Des prions dans le muscle squelettique

Sous ce titre à la fois clair et accrocheur, une équipe menée par Stanley Prusiner décrit dans la revue scientifique PNAS comment le muscle squelettique de souris peut propager des prions et les accumuler à des taux élevés. Ces travaux sur des souris expérimentalement infectées soulèvent une fois encore la question de la présence de prion dans le muscle du bétail infecté. Selon Prusiner et ses confrères, il est urgent de vérifier cette hypothèse, bien que les voies de transmission utilisées dans les expériences soient très différentes de celles relatives à la consommation humaine.

On pensait jusqu'à présent que les prions pathogènes s'accumulaient principalement dans le cerveau et les tissus lymphatiques des animaux infectés. Les nouveaux travaux coordonnés par Prusiner indiquent qu'ils pourraient également se répliquer dans le muscle.

Patrick Bosque, principal auteur de cette étude, et ses collaborateurs de l'Université de Californie à San Francisco ont travaillé sur des souris expérimentalement infectées par des homogénats de cerveaux de souris ou hamsters contaminés par des prions.

Dans un premier temps, les chercheurs ont vérifié et confirmé que la protéine prion normale (PrPC) était bien exprimée dans le muscle des souris non-infectées. En effet, PrPC est essentielle à la propagation du prion pathogène PrPSc.
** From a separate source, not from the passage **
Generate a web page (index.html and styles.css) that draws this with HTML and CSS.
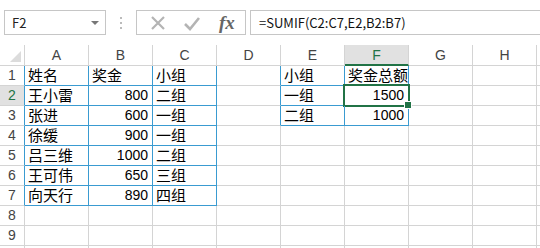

Suite à une injection intracérébrale d'homogénats de cerveau infecté, les auteurs ont montré la présence anormalement élevée de PrPSc dans le muscle squelettique des souris.

L'accumulation de PrPSc dans le muscle n'était pas homogène. En effet, elle était limitée aux muscles de l'arrière-train et n'était pas retrouvée dans les muscles de la tête et du cou ou encore du dos.

Ces expériences montraient donc qu'après l'inoculation intracérébrale d'un homogénat infecté, on retrouvait dans le muscle des souris la présence anormalement élevée de prion PrPSc.

D'autres expériences ont permis d'établir que l'accumulation de PrPSc dans le muscle ne résultait pas d'une contamination générale des organes à partir de prions dérivés du cerveau.

Resultat important, Patrick Bosque et ses collaborateurs démontrent que la propagation de PrPSc avait bien lieu dans certains muscles alors qu'elle était très limitée dans d'autres organes. Ceci a été notamment démontré en utilisant de souris transgéniques qui expriment PrPC seulement dans le muscle. Après une injection intramusculaire de matériel infectieux, on observe la formation de nouveaux prions dans le muscle à une concentration élevée.

"Nous montrons ici que les prions se propagent et s'accumulent dans le muscle squelettique d'une manière spécifique selon la région, et à un niveau bien supérieur à celui généralement admis", écrivent les chercheurs.

Ces résultats expérimentaux doivent être interprétés avec beaucoup de précaution si l'on doit les replacer dans un contexte de santé humaine. Ils posent néanmoins le problème de la consommation par l'homme de viande provenant d'un animal infecté par le prion.

A ce propos, l'équipe de Prusiner insiste sur deux points essentiels. Le premier concerne l'accumulation du prion dans le muscle qui est variable selon l'hôte et la souche de prion en cause. Deuxièmement, cette contamination humaine ne pourrait se faire que par voie orale, une voie "inefficace comparée aux inoculations intracérébrales utilisées pour les bioassays rapportés dans cette étude", écrivent les chercheurs.

La présence éventuelle de prions infectieux dans les muscles pourrait considérablement faciliter le dépistage qui est à l'heure actuelle basé sur des analyses post-mortem.

Avant tout, Prusiner et son équipe estiment qu'il faut d'abord s'attacher à déterminer si l'accumulation des prions dans le muscle squelettique existe bien chez des animaux infectés (scrapie du mouton, ESB…). La distribution hétérogène de l'accumulation dans les différents muscles nécessite à ce titre un examen complet sur chaque animal, concluent-ils.

Source : Proc Natl Acad Sci USA 2002;99(6):3812-7.